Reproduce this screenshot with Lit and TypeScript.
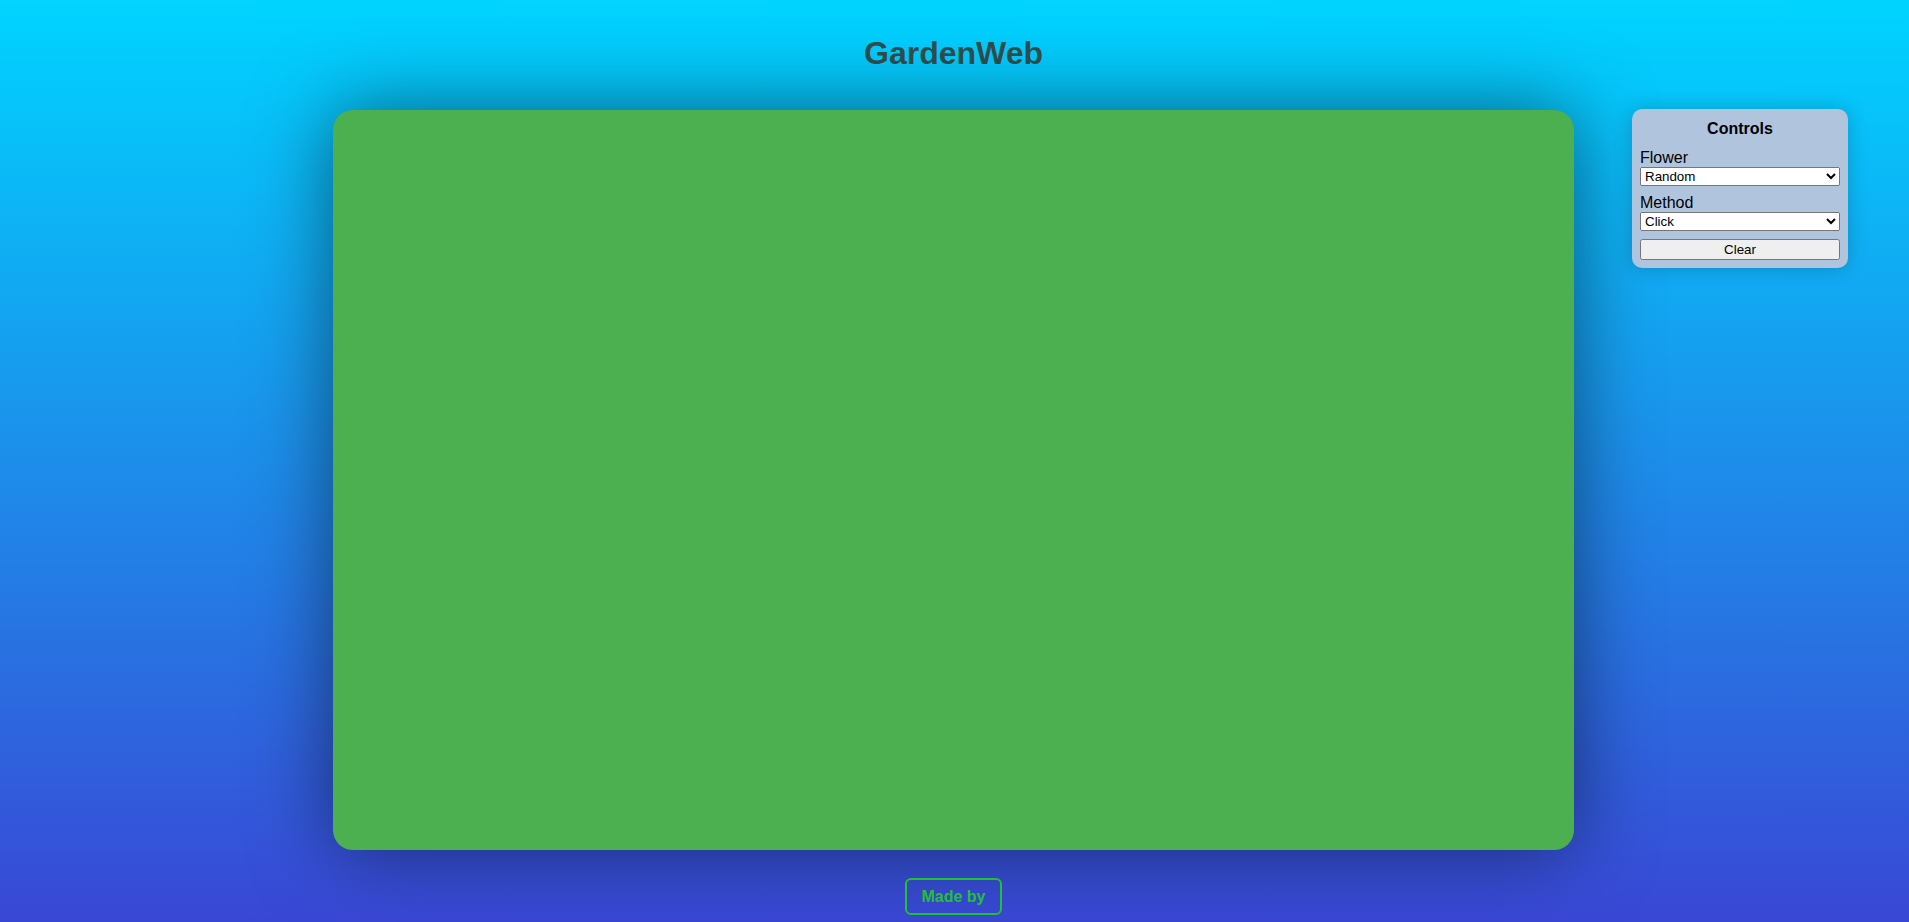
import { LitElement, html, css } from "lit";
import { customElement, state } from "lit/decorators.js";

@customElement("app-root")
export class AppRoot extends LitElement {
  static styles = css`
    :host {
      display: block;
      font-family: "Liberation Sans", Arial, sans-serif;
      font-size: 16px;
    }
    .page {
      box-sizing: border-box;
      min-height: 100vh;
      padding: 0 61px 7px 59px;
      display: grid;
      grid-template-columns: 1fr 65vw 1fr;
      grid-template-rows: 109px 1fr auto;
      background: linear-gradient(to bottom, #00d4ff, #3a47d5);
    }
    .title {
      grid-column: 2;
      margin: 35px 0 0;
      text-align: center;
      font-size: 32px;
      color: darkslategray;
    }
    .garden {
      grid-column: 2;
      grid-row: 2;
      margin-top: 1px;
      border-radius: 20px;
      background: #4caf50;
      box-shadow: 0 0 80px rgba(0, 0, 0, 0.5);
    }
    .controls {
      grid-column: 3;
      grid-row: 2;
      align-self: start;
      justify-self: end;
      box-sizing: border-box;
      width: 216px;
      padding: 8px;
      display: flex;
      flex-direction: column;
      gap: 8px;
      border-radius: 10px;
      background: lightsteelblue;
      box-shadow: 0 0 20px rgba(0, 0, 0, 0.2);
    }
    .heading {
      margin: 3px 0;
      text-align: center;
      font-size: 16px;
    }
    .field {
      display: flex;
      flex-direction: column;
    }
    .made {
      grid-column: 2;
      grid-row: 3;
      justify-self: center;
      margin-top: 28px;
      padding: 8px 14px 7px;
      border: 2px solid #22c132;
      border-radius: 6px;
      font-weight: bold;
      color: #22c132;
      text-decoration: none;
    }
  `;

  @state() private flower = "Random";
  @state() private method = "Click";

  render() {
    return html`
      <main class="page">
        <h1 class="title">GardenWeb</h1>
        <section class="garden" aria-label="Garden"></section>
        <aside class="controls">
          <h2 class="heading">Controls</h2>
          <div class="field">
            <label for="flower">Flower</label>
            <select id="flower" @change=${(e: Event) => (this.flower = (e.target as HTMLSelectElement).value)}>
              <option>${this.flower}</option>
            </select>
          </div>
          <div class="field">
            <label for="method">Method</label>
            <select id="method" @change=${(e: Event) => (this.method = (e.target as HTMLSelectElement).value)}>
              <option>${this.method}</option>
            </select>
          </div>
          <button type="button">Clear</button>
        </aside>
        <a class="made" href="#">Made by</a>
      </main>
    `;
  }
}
.....
• [Direction]
Transcribe the full listing character for character. Pictures are excluded.

• [Exercise answer]
Reproduce this screenshot with Lit and TypeScript.
import { LitElement, html, css } from "lit";
import { customElement, state } from "lit/decorators.js";

@customElement("app-root")
export class AppRoot extends LitElement {
  static styles = css`
    :host {
      display: block;
      font-family: "Liberation Sans", Arial, sans-serif;
      font-size: 16px;
    }
    .page {
      box-sizing: border-box;
      min-height: 100vh;
      padding: 0 61px 7px 59px;
      display: grid;
      grid-template-columns: 1fr 65vw 1fr;
      grid-template-rows: 109px 1fr auto;
      background: linear-gradient(to bottom, #00d4ff, #3a47d5);
    }
    .title {
      grid-column: 2;
      margin: 35px 0 0;
      text-align: center;
      font-size: 32px;
      color: darkslategray;
    }
    .garden {
      grid-column: 2;
      grid-row: 2;
      margin-top: 1px;
      border-radius: 20px;
      background: #4caf50;
      box-shadow: 0 0 80px rgba(0, 0, 0, 0.5);
    }
    .controls {
      grid-column: 3;
      grid-row: 2;
      align-self: start;
      justify-self: end;
      box-sizing: border-box;
      width: 216px;
      padding: 8px;
      display: flex;
      flex-direction: column;
      gap: 8px;
      border-radius: 10px;
      background: lightsteelblue;
      box-shadow: 0 0 20px rgba(0, 0, 0, 0.2);
    }
    .heading {
      margin: 3px 0;
      text-align: center;
      font-size: 16px;
    }
    .field {
      display: flex;
      flex-direction: column;
    }
    .made {
      grid-column: 2;
      grid-row: 3;
      justify-self: center;
      margin-top: 28px;
      padding: 8px 14px 7px;
      border: 2px solid #22c132;
      border-radius: 6px;
      font-weight: bold;
      color: #22c132;
      text-decoration: none;
    }
  `;

  @state() private flower = "Random";
  @state() private method = "Click";

  render() {
    return html`
      <main class="page">
        <h1 class="title">GardenWeb</h1>
        <section class="garden" aria-label="Garden"></section>
        <aside class="controls">
          <h2 class="heading">Controls</h2>
          <div class="field">
            <label for="flower">Flower</label>
            <select id="flower" @change=${(e: Event) => (this.flower = (e.target as HTMLSelectElement).value)}>
              <option>${this.flower}</option>
            </select>
          </div>
          <div class="field">
            <label for="method">Method</label>
            <select id="method" @change=${(e: Event) => (this.method = (e.target as HTMLSelectElement).value)}>
              <option>${this.method}</option>
            </select>
          </div>
          <button type="button">Clear</button>
        </aside>
        <a class="made" href="#">Made by</a>
      </main>
    `;
  }
}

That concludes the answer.